Brands that become members of the Trust Protocol will have access to aggregate year-over-year data on water use, greenhouse gas emissions, energy use, soil carbon and land use efficiency.

“At Levi Strauss & Co., the quality and sustainability of the cotton we use is critical to our business and important to our customers. We are deeply committed to sourcing sustainable cotton and reducing water usage, carbon emissions, and chemical usage,” said Liza Schillo, senior manager of global sustainability integration at Levi Strauss & Co., and a board member of the U.S. Cotton Trust Protocol. “We are therefore in strong support of the introduction of standards–including the U.S. Cotton Trust Protocol–that champion sustainably grown cotton and drive wider adoption over the long-term of sustainable cultivation practices.”

Data helps all growers be more sustainable

In addition to providing the data brands and retailers need for their own sustainability reporting, the questionnaire and the FieldPrint calculator give growers the information they need to drive continuous improvement in responsibly grown cotton. Growers will have access to aggregate data, allowing them to implement insights and best practices across the industry.

This data will help measure the sustainability progress of the U.S. cotton industry. Over the past 35 years, U.S. cotton has seen significant reductions in land, water and energy usage, soil loss, and greenhouse gas emissions. Focusing on continuing improvement and innovation, the Trust Protocol has set ambitious goals of further reductions in these key metrics by 2025. The continued improvement in sustainability of U.S. cotton will make it easier for brands and retailers to find the quantities of responsibly grown cotton they need.

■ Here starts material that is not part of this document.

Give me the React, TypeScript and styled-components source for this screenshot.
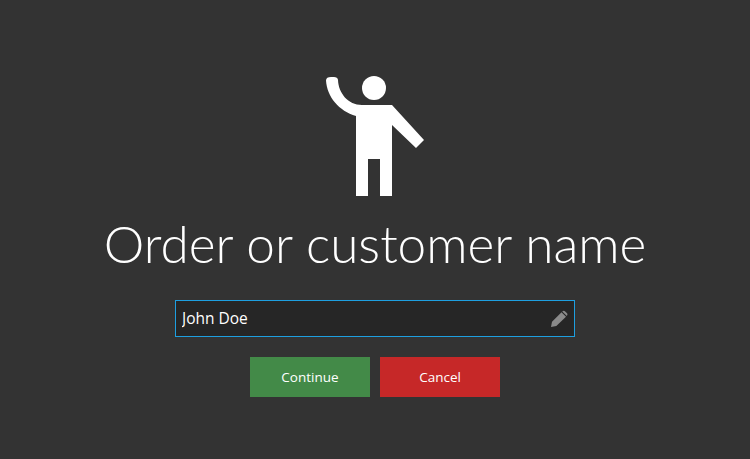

The proof is in independent verification

The data collected by the Trust Protocol is not only measured but also verified by Control Union Certifications (CUC), a third-party source. This verification will give additional assurances to brands and retailers that the metrics they receive are accurate. CUC has certified more than 150 programs worldwide, including working as a key partner in the early development and piloting phases of Field to Market’s Impact Claim Verification Protocol. CUC has also worked with the Better Cotton Initiative (BCI) on its third-party verification programs in multiple countries.

Trust Protocol cotton has also been added to Textile Exchange’s list of preferred fibers and materials, joining cotton from Better Cotton Initiative (BCI), Cotton Made in Africa (CmiA), Fairtrade Cotton, Organic Cotton and Recycled Cotton as a preferred cotton fiber. Textile Exchange is a global nonprofit that creates leaders in the sustainable fiber and materials industry.

The Trust Protocol aims to build on U.S. cotton’s 35-year history of sustainability improvements, while providing brands and retailers the critical assurances, backed up by quantifiable and verified measurements, that they are sourcing responsibly grown cotton.